I came across this tidbit while digging around for info on the mixer (also new to me).

Published on May 19, 2016
When using the USB as your input and output, you can’t hear audio in both directions. Let’s fix it!

Anyway, it turns out that I had all my settings correct, just one pressed button that shouldn’t have been pressed. I should be able to figure out the mixer issue. Maybe I’ll set for USB input and use the built-in line out for monitoring.

Thanks again!

just one pressed button that shouldn’t have been pressed.

Which one? Remember, we have to be able to help someone else who shows up with the same problem.

Maybe I’ll set for USB input and use the built-in line out for monitoring.

Sure, as long as you don’t need to listen to yourself. The reason we’re going through this whole exercise is you can’t listen to yourself at the computer. It’s going to be late with an echo. Machine latency. The one you can’t easily change.

When using the USB as your input and output, you can’t hear audio in both directions.

True, the instructions don’t once mention “zero latency monitoring.” That’s the system that allows you to listen to both sides at once.
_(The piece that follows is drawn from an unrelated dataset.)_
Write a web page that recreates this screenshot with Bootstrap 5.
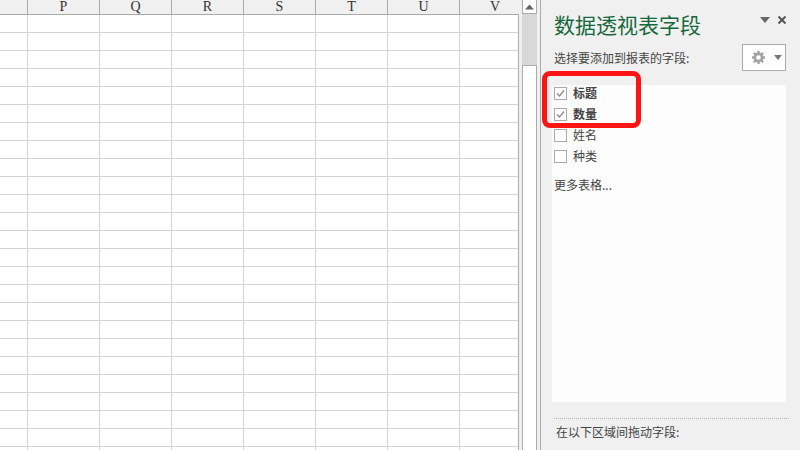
<!DOCTYPE html>
<html lang="zh"><head><meta charset="utf-8">
<link href="https://cdn.jsdelivr.net/npm/bootstrap@5.3.0/dist/css/bootstrap.min.css" rel="stylesheet">
<style>
html,body{margin:0;width:800px;height:450px;overflow:hidden;background:#f0f0f0}
.app{width:800px;height:450px;font-family:"Noto Sans CJK SC","Liberation Sans",sans-serif}
.sheet{width:522px;height:450px;flex:none;overflow:hidden}
.colhead{height:15px;background:#f0f0f0}
.hc{width:72px;height:15px;flex:none;border-right:1px solid #ababab;border-bottom:1px solid #ababab;font:14px/14px "Liberation Serif",serif;color:#333;text-align:center}
.hc0{width:28px}
.hlast{width:59px;border-right:0;padding-left:12px;padding-right:1px}
.gridbody{width:519px;height:435px;border-right:1px solid #ababab;background-color:#fff;background-image:linear-gradient(#d4d4d4 1px,transparent 1px),linear-gradient(90deg,#d4d4d4 1px,transparent 1px);background-size:100% 18px,72px 100%;background-position:0 17px,27px 0}
.sbar{width:15px;flex:none;background:#d8d8d8}
.sup{height:14px;background:#fff;border:1px solid #ababab;border-top:0;display:flex;align-items:center;justify-content:center}
.sthumb{height:51px}
.srest{flex:1;background:#fff;border:1px solid #ababab;border-bottom:0}
.gapz{width:3px;flex:none}
.paneedge{width:1px;background:#ababab;flex:none}
.pane{flex:1;position:relative;background:#f0f0f0;min-width:0}
.ptitle{font-size:21px;line-height:26px;color:#17693c;margin:11px 0 0 13px;white-space:nowrap}
.ctl{position:absolute;left:219px;top:16px}
.toprow{margin-top:7px}
.sublabel{font-size:12px;color:#444;line-height:16px;margin-left:13px}
.gearbtn{width:44px;height:27px;border:1px solid #ababab;background:#fff;margin-right:14px;padding-left:9px;gap:9px}
.fieldlist{margin:14px 14px 0 11px;height:317px;background:#fdfdfd;padding:0 2px;gap:5px}
.fielditem{height:16px;font-size:12px;line-height:16px;color:#444;gap:6px}
.cb{width:13px;height:13px;border:1px solid #ababab;background:#fff;flex:none;display:flex}
.more{font-size:12px;color:#444;line-height:16px;margin-top:8px}
.dotline{margin:16px 11px 0 13px;border-top:1px dotted #b5b5b5}
.dragl{font-size:12px;color:#444;line-height:16px;margin:5px 0 0 15px}
.redbox{position:absolute;left:1px;top:71px;width:99px;height:57px;border:5px solid #ff1414;border-radius:8px}
</style></head><body>
<div class="app d-flex">
<div class="sheet">
<div class="colhead d-flex">
<div class="hc hc0"></div><div class="hc">P</div><div class="hc">Q</div><div class="hc">R</div><div class="hc">S</div><div class="hc">T</div><div class="hc">U</div><div class="hc hlast">V</div>
</div>
<div class="gridbody"></div>
</div>
<div class="sbar d-flex flex-column">
<div class="sup"><svg width="9" height="6" viewBox="0 0 9 6"><path d="M0 5.5L4.5 .5 9 5.5z" fill="#666"/></svg></div>
<div class="sthumb"></div>
<div class="srest"></div>
</div>
<div class="gapz"></div><div class="paneedge"></div>
<div class="pane">
<div class="ptitle">数据透视表字段</div>
<div class="ctl d-flex align-items-center gap-2">
<svg width="10" height="6" viewBox="0 0 10 6"><path d="M0 0h10L5 6z" fill="#666"/></svg>
<svg width="8" height="8" viewBox="0 0 8 8"><path d="M.5.5l7 7M7.5.5l-7 7" stroke="#555" stroke-width="2"/></svg>
</div>
<div class="toprow d-flex justify-content-between align-items-center">
<div class="sublabel">选择要添加到报表的字段:</div>
<div class="gearbtn d-flex align-items-center">
<svg width="13" height="13" viewBox="0 0 13 13"><circle cx="6.5" cy="6.5" r="3.6" fill="none" stroke="#a3a3a3" stroke-width="2.6"/><path d="M6.5 0v2.5M6.5 10.5V13M0 6.5h2.5M10.5 6.5H13M1.9 1.9l1.8 1.8M9.3 9.3l1.8 1.8M11.1 1.9L9.3 3.7M3.7 9.3l-1.8 1.8" stroke="#a3a3a3" stroke-width="2.4"/></svg>
<svg width="8" height="5" viewBox="0 0 8 5"><path d="M0 0h8L4 5z" fill="#777"/></svg>
</div>
</div>
<div class="fieldlist d-flex flex-column">
<div class="fielditem d-flex align-items-center fw-bold"><span class="cb"><svg width="11" height="11" viewBox="0 0 11 11"><path d="M2 5.5l2.5 2.5L9 2.5" fill="none" stroke="#8a8a8a" stroke-width="1.3"/></svg></span><span>标题</span></div>
<div class="fielditem d-flex align-items-center fw-bold"><span class="cb"><svg width="11" height="11" viewBox="0 0 11 11"><path d="M2 5.5l2.5 2.5L9 2.5" fill="none" stroke="#8a8a8a" stroke-width="1.3"/></svg></span><span>数量</span></div>
<div class="fielditem d-flex align-items-center"><span class="cb"></span><span>姓名</span></div>
<div class="fielditem d-flex align-items-center"><span class="cb"></span><span>种类</span></div>
<div class="more">更多表格...</div>
</div>
<div class="dotline"></div>
<div class="dragl">在以下区域间拖动字段:</div>
<div class="redbox"></div>
</div>
</div>
<script src="https://cdn.jsdelivr.net/npm/bootstrap@5.3.0/dist/js/bootstrap.bundle.min.js"></script>
</body></html>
Behringer usually does OK, but down at the bottom of the product line, they take shortcuts and you have to pay attention. This is the mixer that doesn’t supply 48volt Phantom Power for condenser microphones. If you dig far enough down in the small print, it’s the older, not very well supported 15v, not 48v. Some microphones will use that, but my best microphone won’t.


You can totally do it this way. That’s one way I do it.

The UCA-202 is a bi-directional USB adapter with zero latency monitoring. Those earphones are there so you can hear both directions. That’s a plain analog mixer on the right.

You may have to boost the headphone volume if you’re playing live, this is not a flamethrower, it’s just a small adapter. If you have an old music system in the attic, that might work.